Elliott and Clark took a trip together to Nome, Alaska, which in those days still had dirt streets and board sidewalks.
With Clark carrying a guitar on his back, the men hit three or four bars, and at the last stop, someone asked Clark to play a certain song. Then another request came. Elliott said the crowd turned off the jukebox, and for the next three-and-a-half hours, Clark played his guitar and sang until he was hoarse.
That’s something you don’t forget.
When his time in the Air Force was up, Elliott had 90 days to re-enlist and claim a bonus. He allowed the time to run out and went back to work in the mill. In all, Elliott calculates he worked about 19 years in the No. 6 Weave Room at Cannon Mills.
Again, one job wasn’t enough. In addition to the second-shift job at Cannon, Elliott also worked mornings and Saturdays for the Wise brothers (Bill and Gerald). “Two good boys,” he says.
A partnership with Joe Morgan came later, and Elliott ran the service station at 509 N. Main St. in China Grove for about 20 years.
The next working adventure came in trucking. He drove cross-country routes all the way to California for Schneider before being assigned to a dedicated run between Charlotte and York, Pa.
“We made good money,” Elliott says, remembering times when he made $1,450 a week with a $900 monthly bonus for driving safely and being on time.
He drove about seven years and was away from home a lot. “I had to mow and keep this place going,” Hazel says.
The DOT job came when most folks would be well into enjoying retirement.

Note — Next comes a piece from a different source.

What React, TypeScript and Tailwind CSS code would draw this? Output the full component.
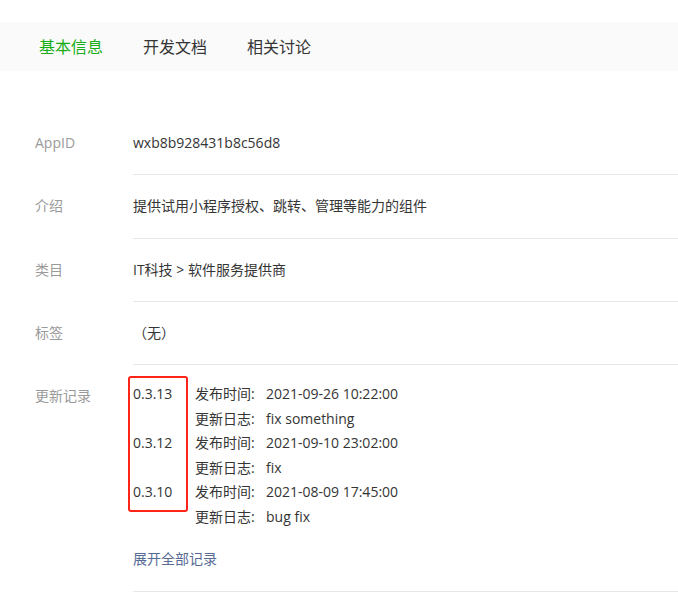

Hubert and Hazel have a daughter, Darlene, to go along with five grandchildren and eight-great-grandchildren.
Hazel is a story in her own right. She went back to high school and graduated while Hubert was in the Air Force. She worked several years at First Union Bank in China Grove before going to beauty school and opening her own shop at the house on Shue Road.
She’s still doing the hair of longtime customers and just trying to stay out of Hubert’s way.